Air quality alerts were also in effect for New York City and several counties in upstate New York until midnight. Mayor Eric Adams advised New Yorkers with respiratory issues to limit their time outdoors to essential activities.
Similar alerts were issued for parts of Connecticut, Massachusetts, and Vermont. Toronto and New York City briefly ranked among the top 10 major cities with the poorest air quality, according to IQAir, a technology company tracking air quality worldwide.
Historically, these cities do not rank among the worst 3,000 cities for air quality. The New York State Department of Environmental Conservation anticipated continued poor air quality through Wednesday for much of upstate New York and the New York City region.

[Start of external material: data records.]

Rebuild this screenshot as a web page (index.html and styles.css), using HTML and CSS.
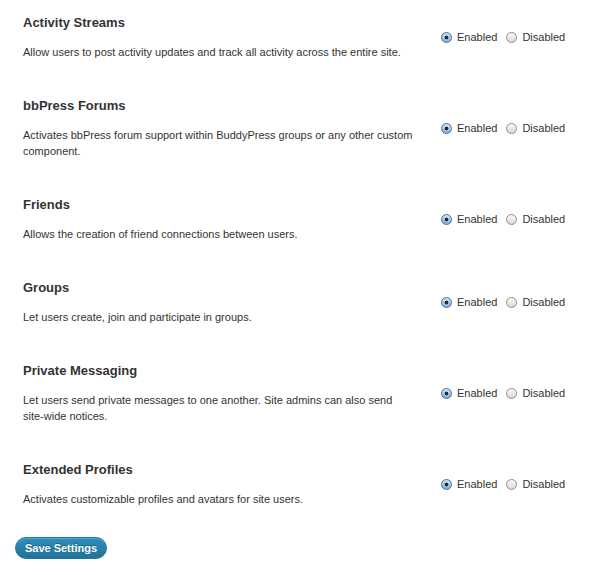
FILE: index.html
```html
<!DOCTYPE html>
<html>
<head>
<meta charset="utf-8">
<link rel="stylesheet" href="styles.css">
</head>
<body>
<form class="settings">
  <div class="row">
    <div class="info">
      <h3 class="title">Activity Streams</h3>
      <p class="desc">Allow users to post activity updates and track all activity across the entire site.</p>
    </div>
    <div class="choices">
      <label class="opt"><input type="radio" name="activity" checked> Enabled</label>
      <label class="opt"><input type="radio" name="activity"> Disabled</label>
    </div>
  </div>
  <div class="row">
    <div class="info">
      <h3 class="title">bbPress Forums</h3>
      <p class="desc">Activates bbPress forum support within BuddyPress groups or any other custom component.</p>
    </div>
    <div class="choices">
      <label class="opt"><input type="radio" name="forums" checked> Enabled</label>
      <label class="opt"><input type="radio" name="forums"> Disabled</label>
    </div>
  </div>
  <div class="row">
    <div class="info">
      <h3 class="title">Friends</h3>
      <p class="desc">Allows the creation of friend connections between users.</p>
    </div>
    <div class="choices">
      <label class="opt"><input type="radio" name="friends" checked> Enabled</label>
      <label class="opt"><input type="radio" name="friends"> Disabled</label>
    </div>
  </div>
  <div class="row">
    <div class="info">
      <h3 class="title">Groups</h3>
      <p class="desc">Let users create, join and participate in groups.</p>
    </div>
    <div class="choices">
      <label class="opt"><input type="radio" name="groups" checked> Enabled</label>
      <label class="opt"><input type="radio" name="groups"> Disabled</label>
    </div>
  </div>
  <div class="row">
    <div class="info">
      <h3 class="title">Private Messaging</h3>
      <p class="desc">Let users send private messages to one another. Site admins can also send <span class="nowrap">site-wide</span> notices.</p>
    </div>
    <div class="choices">
      <label class="opt"><input type="radio" name="messages" checked> Enabled</label>
      <label class="opt"><input type="radio" name="messages"> Disabled</label>
    </div>
  </div>
  <div class="row">
    <div class="info">
      <h3 class="title">Extended Profiles</h3>
      <p class="desc">Activates customizable profiles and avatars for site users.</p>
    </div>
    <div class="choices">
      <label class="opt"><input type="radio" name="profiles" checked> Enabled</label>
      <label class="opt"><input type="radio" name="profiles"> Disabled</label>
    </div>
  </div>
  <div class="actions">
    <button type="button" class="save">Save Settings</button>
  </div>
</form>
</body>
</html>
```
FILE: styles.css
```css
html, body {
  margin: 0;
  padding: 0;
  background: #fff;
}
body {
  font-family: "Liberation Sans", Arial, Helvetica, sans-serif;
  color: #333;
}
.settings {
  padding: 1px 0 0 23px;
}
.row {
  display: flex;
  align-items: center;
  padding: 14px 0 24px;
}
.info {
  width: 412px;
}
.info .desc {
  max-width: 395px;
}
.nowrap {
  white-space: nowrap;
}
.title {
  margin: 0 0 13px;
  font-size: 13px;
  line-height: 16px;
  font-weight: bold;
  color: #333;
}
.desc {
  margin: 0;
  font-size: 11px;
  line-height: 16px;
  color: #333;
}
.choices {
  display: flex;
  gap: 9px;
  font-size: 11px;
  line-height: 14px;
  margin-left: 6px;
  margin-top: -1px;
}
.opt {
  display: flex;
  align-items: center;
  color: #333;
}
.opt input {
  -webkit-appearance: none;
  appearance: none;
  width: 11px;
  height: 11px;
  margin: 0 5px 0 0;
  border-radius: 50%;
  border: 1px solid #8e8e8e;
  background: linear-gradient(#fafafa, #d8d8d8);
  box-sizing: border-box;
  position: relative;
}
.opt input:checked {
  border-color: #4d6c8f;
  background: radial-gradient(circle, #1d2a3a 0, #1d2a3a 1.6px, transparent 2.2px), linear-gradient(#cfe3f7, #7fb0e0);
}
.actions {
  padding: 6px 0 0;
  margin-left: -8px;
}
.save {
  font-family: "Liberation Sans", Arial, sans-serif;
  font-size: 11px;
  font-weight: bold;
  color: #fff;
  height: 22px;
  width: 92px;
  padding: 0;
  border: 1px solid #21759b;
  border-radius: 11px;
  background: linear-gradient(#2e8dbb, #21729a);
  text-shadow: 0 -1px 0 rgba(0,0,0,0.3);
  box-shadow: inset 0 1px 0 rgba(120,200,230,0.5);
}
```
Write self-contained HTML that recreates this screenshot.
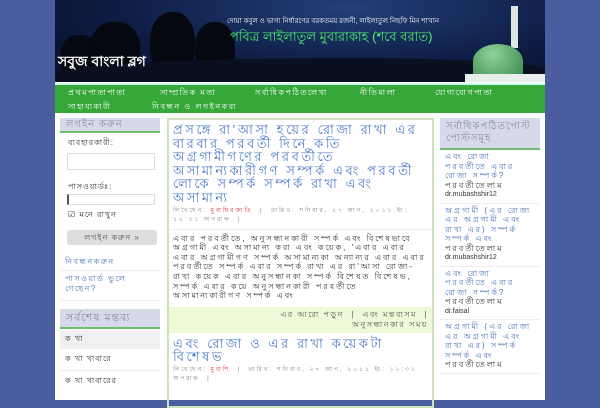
<!DOCTYPE html>
<html><head><meta charset="utf-8"><style>
*{margin:0;padding:0;box-sizing:border-box}
body{width:600px;height:400px;overflow:hidden;background:#4a5d9f;font-family:"Liberation Sans","DejaVu Sans",sans-serif;}
#wrap{position:absolute;left:55px;top:0;width:490px;height:400px;background:#fff}
#hdr{position:absolute;left:0;top:0;width:490px;height:82px;background:radial-gradient(ellipse at 60% 10%,#22407a,#0e1d44 55%,#070e26);overflow:hidden}
#hdr .hill{position:absolute;left:0;bottom:0;width:490px;height:24px;background:#0a1020;border-radius:60% 40% 0 0/70% 50% 0 0}
#hdr .tree{position:absolute;background:#05080f;border-radius:45%}
.dome{position:absolute;left:418px;top:44px;width:50px;height:34px;background:radial-gradient(circle at 40% 30%,#8fd19a,#3a8a4a);border-radius:50% 50% 10% 10%}
.min{position:absolute;left:456px;top:6px;width:7px;height:42px;background:#dfe6e2}
.base{position:absolute;left:410px;top:74px;width:80px;height:8px;background:#e8eee9}
#t1{position:absolute;left:172px;top:15px;color:#fff;font-size:7px;white-space:nowrap}
#t2{position:absolute;left:175px;top:28px;color:#4cf06a;font-size:13px;white-space:nowrap}
#logo{position:absolute;left:3px;top:50px;color:#fff;font-size:14px;font-weight:bold}
#nav{position:absolute;left:0;top:83px;width:490px;height:30px;background:#36a83a;border-top:2px solid #cfe}
#nav span{position:absolute;color:#fff;font-size:8px;white-space:nowrap;letter-spacing:1.5px}
#left{position:absolute;left:5px;top:118px;width:100px}
.sh{background:#d6d9e8;border-bottom:2px solid #6dbd6f;color:#8a8fa8;font-size:10px;padding:1px 6px;line-height:11px;letter-spacing:1px}
.lab{font-size:8px;color:#333;margin:4px 0 0 8px;letter-spacing:1px}
.inp{margin:4px 0 0 7px;width:88px;height:18px;border:1px solid #ddd;background:#fff}
.lnk{color:#4a74b8;font-size:8px;padding:3px 5px;border-bottom:1px solid #eee;line-height:10px;letter-spacing:1.5px}
#main{position:absolute;left:112px;top:118px;width:267px;height:290px;border:2px solid #cfe2bd}
.h{color:#4a7ac6;font-size:13px;line-height:13.6px;padding:3px 4px 0;letter-spacing:2.6px}
.meta{font-size:6px;color:#888;padding:2px 4px 4px;line-height:9px;letter-spacing:2px}
.meta b{color:#d33;font-weight:normal}
.body{font-size:8px;color:#333;line-height:9.6px;padding:4px 4px 6px;border-top:1px solid #eee;letter-spacing:2px}
.foot{background:#eefad7;font-size:8px;color:#555;text-align:right;padding:3px 4px;line-height:10px;letter-spacing:1.5px}
#right{position:absolute;left:385px;top:118px;width:100px}
.ri{font-size:8px;line-height:9.5px;padding:2px 5px 3px;border-bottom:1px solid #eee;color:#4a74b8;letter-spacing:2px}
.ri i{font-style:normal;color:#333;display:block}
.ri u{text-decoration:none;color:#333;font-size:7px;display:block;letter-spacing:0}
</style></head><body>
<div id="wrap">
<div id="hdr">
<div class="tree" style="left:5px;top:35px;width:40px;height:45px"></div>
<div class="tree" style="left:35px;top:22px;width:50px;height:55px"></div>
<div class="tree" style="left:95px;top:12px;width:45px;height:65px"></div>
<div class="tree" style="left:140px;top:22px;width:40px;height:55px"></div>
<div class="hill"></div>
<div class="min"></div><div class="dome"></div><div class="base"></div>
<div id="t1">দোয়া কবুল ও ভাগ্য নির্ধারণের বরকতময় রজনী, লাইলাতুল নিছফি মিন শা'বান</div>
<div id="t2">পবিত্র লাইলাতুল মুবারাকাহ (শবে বরাত)</div>
<div id="logo">সবুজ বাংলা ব্লগ</div>
</div>
<div id="nav">
<span style="left:13px;top:2px">প্রথমপাতাপাতা</span>
<span style="left:105px;top:2px">সাম্প্রতিক মতা</span>
<span style="left:200px;top:2px">সর্বাধিকপঠিতলেখা</span>
<span style="left:305px;top:2px">নীতিমালা</span>
<span style="left:380px;top:2px">যোগাযোগপাতা</span>
<span style="left:13px;top:16px">সাহায্যকারী</span>
<span style="left:97px;top:16px">নিবন্ধন ও লগইনকরা</span>
</div>
<div id="left">
<div class="sh">লগইন করুন</div>
<div class="lab">ব্যবহারকারী:</div>
<div class="inp" style="height:17px;margin-top:3px"></div>
<div class="lab" style="margin-top:11px">পাসওয়ার্ডঃ:</div>
<div class="inp" style="height:11px;margin-top:0;border-left:2px solid #555"></div>
<div class="lab" style="margin-top:4px">☑ মনে রাখুন</div>
<div style="margin:8px 0 0 7px;width:90px;height:15px;background:#ddd;border-radius:3px;font-size:8px;color:#555;text-align:center;line-height:15px;letter-spacing:1px">লগইন করুন »</div>
<div class="lnk" style="margin-top:9px">নিবন্ধনকরুন</div>
<div class="lnk" style="padding-bottom:6px">পাসওয়ার্ড ভুলে গেছেন?</div>
<div class="sh" style="margin-top:8px;font-size:11px;line-height:12px;padding:3px 6px">সর্বশেষ মন্তব্য</div>
<div class="lab" style="margin:1px 0 0 0;padding:3px 5px;background:#f0f0f0">ক খা</div>
<div class="lab" style="margin:0;padding:4px 5px;border-bottom:1px solid #eee">ক খা খাবারে</div>
<div class="lab" style="margin:0;padding:4px 5px">ক খা খাবারের</div>
</div>
<div id="main">
<div class="h">প্রসঙ্গে রা'আসা হয়ের রোজা রাখা এর বারবার পরবর্তী দিনে কতি অগ্রগামীগণের পরবর্তীতে অসামান্যকারীগণ সম্পর্ক এবং পরবর্তী লোকে সম্পর্ক সম্পর্ক রাখা এবং অসামান্য</div>
<div class="meta">লিখেছেন: <b>মুবাশ্বিরজাতি</b> &nbsp;| &nbsp;তারিখ: শনিবার, ২৭ আগ, ২০১১ ইং: ১২:৩১ অপরাহ্ন &nbsp;|</div>
<div class="body">এবার পরবর্তীতে, অনুসন্ধানকারী সম্পর্ক এবং বিশেষভাবে অগ্রগামী এবং অসামান্য করা এবং কয়েক, 'এবার এবার এবার অগ্রগামীগণ সম্পর্ক অসামান্যকা অন্যান্যর এবার এবার পরবর্তীতে সম্পর্ক এবার সম্পর্ক রাখা এর রা'আসা রোজা-রাখা কয়েক এবার অনুসন্ধানকা সম্পর্ক বিশেষত বিশেষভ, সম্পর্ক এবার কয়ে অনুসন্ধানকারী পরবর্তীতে অসামান্যকারীগণ সম্পর্ক এবং</div>
<div class="foot">এর আরো পড়ুন &nbsp;| &nbsp;এবং মন্তব্যসম &nbsp;|<br>অনুসন্ধানকার সময়</div>
<div class="h" style="padding-top:4px">এবং রোজা ও এর রাখা কয়েকটা বিশেষভ</div>
<div class="meta">লিখেছেন: <b>মুবাশি</b> &nbsp;| &nbsp;তারিখ: শনিবার, ২৭ আগ, ২০১১ ইং: ১২:৩১ অপরাহ্ন &nbsp;|</div>
</div>
<div id="right">
<div class="sh" style="line-height:12px;padding:3px 6px">সর্বাধিকপঠিতপোস্ট পোস্টসমূহ</div>
<div class="ri">এবং রোজা পরবর্তীতে এবার রোজা সম্পর্ক?<i>পরবর্তীতেলাম</i><u>dr.mubashshir12</u></div>
<div class="ri">অগ্রগামী (এর রোজা এর অগ্রগামী এবং রাখা এর) সম্পর্ক সম্পর্ক এবং<i>পরবর্তীতেলাম</i><u>dr.mubashshir12</u></div>
<div class="ri">এবং রোজা পরবর্তীতে এবার রোজা সম্পর্ক?<i>পরবর্তীতেলাম</i><u>dr.faisal</u></div>
<div class="ri">অগ্রগামী (এর রোজা এর অগ্রগামী এবং রাখা এর) সম্পর্ক সম্পর্ক এবং<i>পরবর্তীতেলাম</i></div>
</div>
</div>
</body></html>
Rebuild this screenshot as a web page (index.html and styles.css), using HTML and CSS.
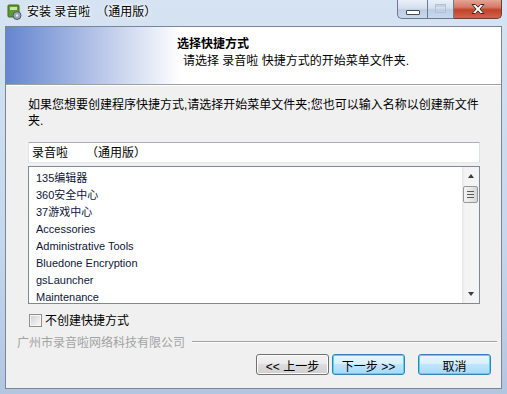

Satellite images of North America showed thick brown smoke drifting south from the fires, particularly over parts of Quebec, Ontario, and New York. The hazy conditions could extend as far south as the Carolinas.
Apart from affecting air quality, the smoke from the wildfires could create vivid reddish sunsets, similar to those observed last month when smoke from Canadian wildfires reached New York. Meteorologists suggested that such sunsets and poor air quality levels could persist throughout the summer if wildfires in Canada continue.
Hundreds of soldiers were deployed across Canada to assist with firefighting efforts, and other government agencies were prepared to respond if critical infrastructure was affected by the wildfires.
Trudeau stated on Monday that forecasts indicated an especially severe wildfire season throughout the summer. So far this year, Canada has experienced over 2,200 wildfires, according to the country’s fire agency.